REPUBLIKA.CO.ID, JAKARTA -- Setelah era kerasulan, Nabi Muhammad tetap memperhatikan Syam untuk menjadi salah satu medan dakwah. Di antara banyak surat yang ditulis untuk para pembesar negeri, Rasulullah juga mengirimkannya kepada penguasa negeri Bashra, Syam.
Sayangnya, surat tersebut tak sampai karena utusan Rasul dihadang musuh di kawasan Mu’tah, bagian selatan Yordania. Al-Harits bin ‘Amir Al-Azdy merupakan sang utusan pembawa surat yang dipenggal lehernya di wilayah tersebut.

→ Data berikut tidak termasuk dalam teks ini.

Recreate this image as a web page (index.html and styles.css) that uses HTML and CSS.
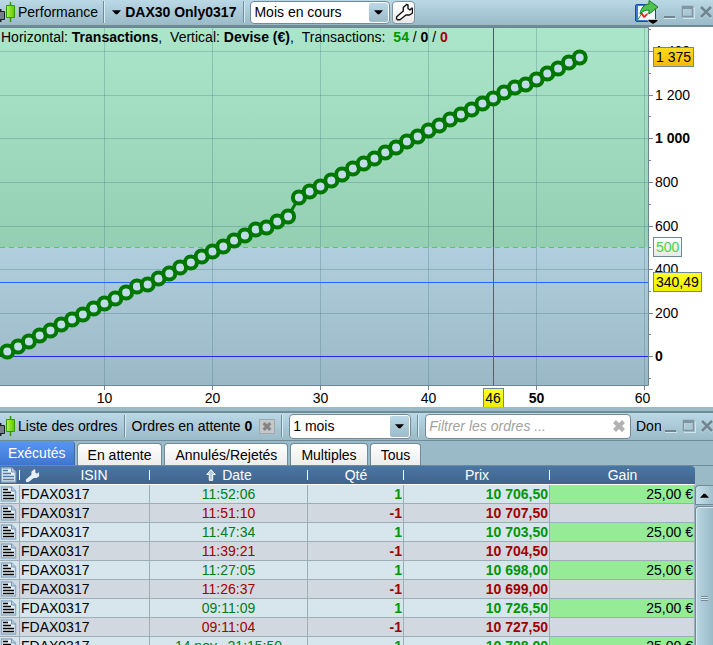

Peristiwa ini pun sangat membuat nabi sedih, mengingat baru kali ini seorang utusan diperlakukan keji, bahkan hingga terbunuh. Maka, pembunuhan ini menjadi pernyataan perang negeri Bushra. Meletuslah Perang Mu’tah akibat insiden tersebut.
Sirah Nabawiyyah menyebutkan, Perang Mu’tah terjadi pada Jumadil Awal tahun ke-8 hijriah. Rasulullah mengirimkan pasukan yang terdiri atas 3.000 personel dengan pimpinan Zaid bin Haritsah yang merupakan putra angkat nabi. Disebutkan, Rasulullah menasihati pasukan untuk mendatangi tempat terbunuhnya sang utusan, Al-Harits, kemudian mendakwahkan Islam di sana sebelum menghunuskan pedang.
Jika pihak lawan tetap menolak maka perang dimulai. “Berperanglah kalian dengan nama Allah dan di jalan Allah. Bunuhlah orang yang melakukan kekafiran kepada Allah. Janganlah kalian menipu dan mencuri harta rampasan perang. Jangan pula membunuh anak-anak, wanita, dan orang-orang yang sudah tua renta. Juga, janganlah kalian merusak tempat ibadah mereka, menebang pohon kurma dan pohon apapun, serta jangan merobohkan bangunan,” sabda Rasul menasihati etika berperang.
Di pihak lawan, Syam saat itu dikuasai Romawi. Dipimpin Heraklius, pasukan lawan terdiri atas 100 ribu pasukan Romawi ditambah 100 ribu pasukan dari masyarakat Arab setempat. Sungguh jumlah yang tak seimbang dengan pasukan Muslimin yang hanya 3.000 orang saja. Namun, pertempuran tak seimbang tersebut tetap terjadi. Zaid gugur dalam peperangan.
Kepemimpinan pasukan pun dipegang Ja’far bin Abi Thalib. Namun, dia pun tewas. Kemudian, kepemimpinan digantikan Abdullah bin Rawahah. Sang pemimpin pun kembali tewas hingga akhirnya pasukan dipimpin Khalid bin Walid, sang pedang Allah. Dengan strategi baru Khalid dan pasukan Muslimin pun memenangkan pertempuran.